As far as UDDI, that seems to be a failed experiment. IBM and Microsoft both shut down their public UDDI registries, and I don't hear anything about it any more.


________________________________________
From: web400-bounces@xxxxxxxxxxxx [web400-bounces@xxxxxxxxxxxx] on behalf of Nathan Andelin [nandelin@xxxxxxxxx]
Sent: Friday, January 27, 2012 7:40 PM
To: Web Enabling the AS400 / iSeries
Subject: Re: [WEB400] Web Services War Stories

Okay, I admit that Web Services have been around for at least a decade. Maybe we can say that they are STILL the method du jour for intersystem interoperability, and probably will be for a long time to come.

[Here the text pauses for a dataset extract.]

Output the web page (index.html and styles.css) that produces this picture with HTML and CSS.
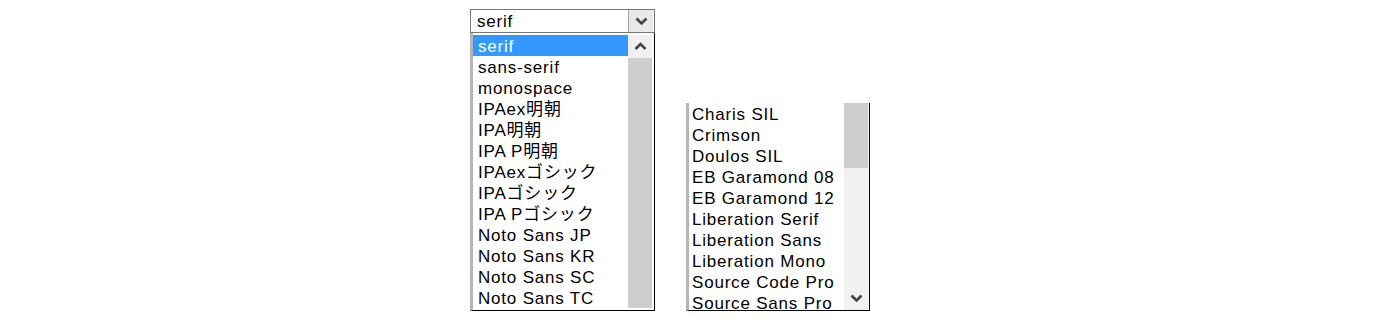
FILE: index.html
```html
<!DOCTYPE html>
<html lang="ja">
<head>
    <meta charset="UTF-8">
    <title>font list</title>
    <link rel="stylesheet" href="styles.css">
</head>
<body>
    <div class="page">
        <div class="picker">
            <div class="select">
                <span class="value">serif</span>
                <span class="btn">
                    <svg width="13" height="9" viewBox="0 0 13 9"><path d="M1.5 1.5 L6.5 6.5 L11.5 1.5" fill="none" stroke="#444" stroke-width="2.6"/></svg>
                </span>
            </div>
            <div class="list first">
                <ul class="items">
                    <li class="on">serif</li>
                    <li>sans-serif</li>
                    <li>monospace</li>
                    <li>IPAex明朝</li>
                    <li>IPA明朝</li>
                    <li>IPA P明朝</li>
                    <li>IPAexゴシック</li>
                    <li>IPAゴシック</li>
                    <li>IPA Pゴシック</li>
                    <li>Noto Sans JP</li>
                    <li>Noto Sans KR</li>
                    <li>Noto Sans SC</li>
                    <li>Noto Sans TC</li>
                </ul>
                <div class="bar">
                    <span class="arrow up">
                        <svg width="13" height="9" viewBox="0 0 13 9"><path d="M1.5 7 L6.5 2 L11.5 7" fill="none" stroke="#444" stroke-width="2.6"/></svg>
                    </span>
                    <span class="thumb long"></span>
                </div>
            </div>
        </div>

        <div class="list second">
            <ul class="items">
                <li>Charis SIL</li>
                <li>Crimson</li>
                <li>Doulos SIL</li>
                <li>EB Garamond 08</li>
                <li>EB Garamond 12</li>
                <li>Liberation Serif</li>
                <li>Liberation Sans</li>
                <li>Liberation Mono</li>
                <li>Source Code Pro</li>
                <li>Source Sans Pro</li>
            </ul>
            <div class="bar">
                <span class="thumb short"></span>
                <span class="track"></span>
                <span class="arrow down">
                    <svg width="13" height="9" viewBox="0 0 13 9"><path d="M1.5 1.5 L6.5 6.5 L11.5 1.5" fill="none" stroke="#444" stroke-width="2.6"/></svg>
                </span>
            </div>
        </div>
    </div>
</body>
</html>
```

FILE: styles.css
```css
* {
    padding: 0;
    margin: 0;
    box-sizing: border-box;
}

body {
    background: #fff;
    font: 17px "Liberation Sans", "Noto Sans CJK JP", sans-serif;
    letter-spacing: 0.8px;
    color: #000;
}

.page {
    display: flex;
    align-items: flex-start;
    padding: 9px 0 0 470px;
}

.picker {
    width: 185px;
}

.select {
    display: flex;
    align-items: center;
    height: 24px;
    border: 1px solid #767676;
    background: #fff;
}

.select .value {
    flex: 1;
    padding: 2px 0 0 6px;
    line-height: 20px;
}

.select .btn {
    display: flex;
    align-items: center;
    justify-content: center;
    width: 25px;
    height: 22px;
    margin-right: 1px;
    background: #e9e9e9;
    border-left: 1px solid #a0a0a0;
}

.list {
    display: flex;
    background: #fff;
    border-left: 3px solid #b4b4b4;
    border-right: 1px solid #000;
    border-bottom: 1px solid #000;
}

.list.first {
    height: 278px;
    padding: 2px 2px 2px 0;
}

.list.second {
    width: 184px;
    height: 208px;
    margin: 94px 0 0 31px;
    padding-right: 1px;
}

.items {
    flex: 1;
    list-style: none;
}

.items li {
    height: 21px;
    line-height: 19px;
    padding: 2px 0 0 5px;
    white-space: nowrap;
    overflow: hidden;
}

.second .items li {
    padding-left: 3px;
}

.items li.on {
    background: #3399ff;
    color: #fff;
}

.bar {
    display: flex;
    flex-direction: column;
    width: 24px;
    background: #f0f0f0;
}

.arrow {
    display: flex;
    align-items: center;
    justify-content: center;
    height: 23px;
    background: #f0f0f0;
}

.thumb {
    background: #cdcdcd;
}

.thumb.long {
    flex: 1;
}

.thumb.short {
    height: 65px;
}

.track {
    flex: 1;
}
```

Regarding SOAP being heavyweight, is that something that people just learn to live with, or is it a choice? That is, if you buy into the frameworks that support it, do you just go with the flow, because it's easiest? If you're a producer of Web Services do you just publish that way by default? Would you have to go out of your way to simplify the interface?

I read that WSDL/SOAP have the benefit of publishing to a UDDI directory so people can more easily find your service. Does that affect the decision?

-Nathan





----- Original Message -----
From: "Dean, Robert" <rdean@xxxxxxxxxxxx>
To: Web Enabling the AS400 / iSeries <web400@xxxxxxxxxxxx>
Cc:
Sent: Friday, January 27, 2012 5:12 PM
Subject: Re: [WEB400] Web Services War Stories

Web Services have been around for a while, so there's nothing really du jour about them.

In both .net and Java, there are free tools (WCF and JAX-WS) that make working with web services pretty easy. The developer essentially constructs the object model, marks the classes/methods they want to expose, and the system does the rest.

That being said, SOAP is a very heavyweight message format for small messages. In most cases, you're better off using a simpler format like JSON or a custom XML schema than SOAP. However, there are a few cases where SOAP has addressed things that would be hard to re-do in custom formats.